Tim Conrad

Personal information
- Nationality: Australian
- Born: 6 January 1951 (age 74) Brisbane, Australia

Sport
- Sport: Rowing
- Club: Sydney University Boat Club UNSW Rowing Club

Achievements and titles
- Olympic finals: Montreal 1976 M8+
- National finals: King's Cup 1972-1976

= Tim Conrad =

Australian rower

Tim Conrad (born 6 January 1951) is an Australian rowing coach and former Olympian rower. He was a five time national champion and competed in the men's eight event at the 1976 Summer Olympics.

==Club and state rowing==
Raised in Brisbane, Conrad attended Brisbane State High School where he took up rowing and matriculated in 1969. He studied architecture at the University of Queensland and rowed in the university's men's eight at the 1971 Australian Intervarsity Championships. Conrad first made state selection for Queensland in the men's senior eight which contested the 1972 King's Cup at the Interstate Regatta.

In Sydney, Conrad rowed from firstly the Sydney University Boat Club and later the UNSW Rowing Club. He made state selection for New South Wales in the men's senior eight which contested the 1973 King's Cup at the Interstate Regatta. He then rowed in the victorious New South Wales eights of 1974, 1975 and 1976.

At the 1974 Australian Rowing Championships Conrad raced for Sydney University Boat Club in a coxed pair with Chris Shinners and in a coxed four both to second place. At the 1975 Australia Championships he won the coxless pair title in SUBC colours with Mosman's Malcolm Shaw. By 1976 he was rowing for UNSW Rowing Club and in a composite crew with Lee, Rob Paver and Ian Clubb of SRC he won the national coxed four title.

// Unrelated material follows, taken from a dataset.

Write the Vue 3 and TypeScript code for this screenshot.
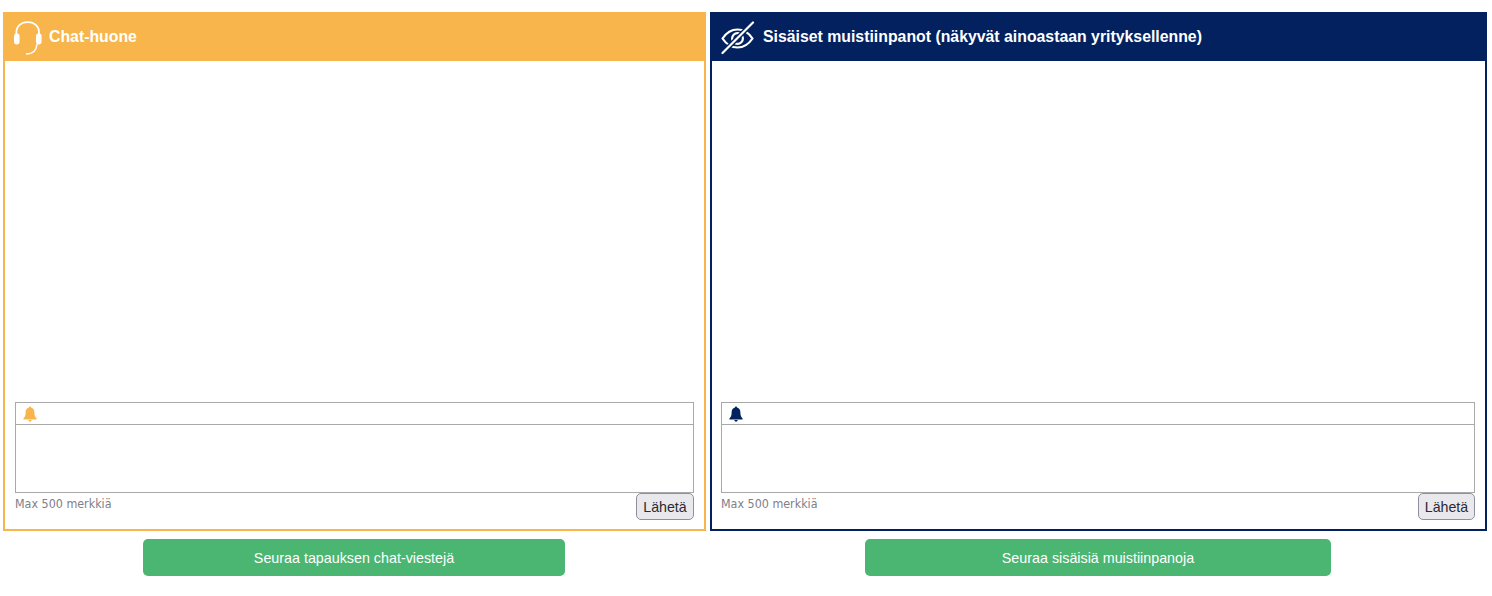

==International representative rowing==
Conrad made a representative debut for Great Britain in a men's coxless pair which raced at the 1973 European Championships in Moscow and placed eighth overall. His pair partner Peter Shakespear was also an Australian by birth who would like Conrad, row for Australia.

The Australian men's eight for the 1976 Montreal Olympics was mostly that year's King's Cup winning New South Wales crew excepting Malcolm Shaw in the two seat and Brian Richardson at bow. With Conrad rowing at six they commenced their Olympic campaign with a heat win in a new world record time and progressed to the final. In the heat Shaw suffered a severe back injury (a collapsed vertebra) which saw him out of the eight and replaced by Shakespear, the reserve. In the final the Australians finished fifth.

==Coaching==
Conrad commenced a long coaching career in 1978 with a University of Queensland crew at the 1978 Australian Intervarsity Championships. He coached at Sydney Rowing Club, at the University of Queensland and was in charge of various Queensland state representative crews for a number of years. By 2012 he was the Director of Rowing at the Queensland Academy of Sport.

Tim coached his son Sam Conrad who rowed for Australia, won a 2005 World Championship in a coxed pair and held a seat in the Australian men's eight from 2006 to 2008, rowing in that crew at the 2008 London Olympics.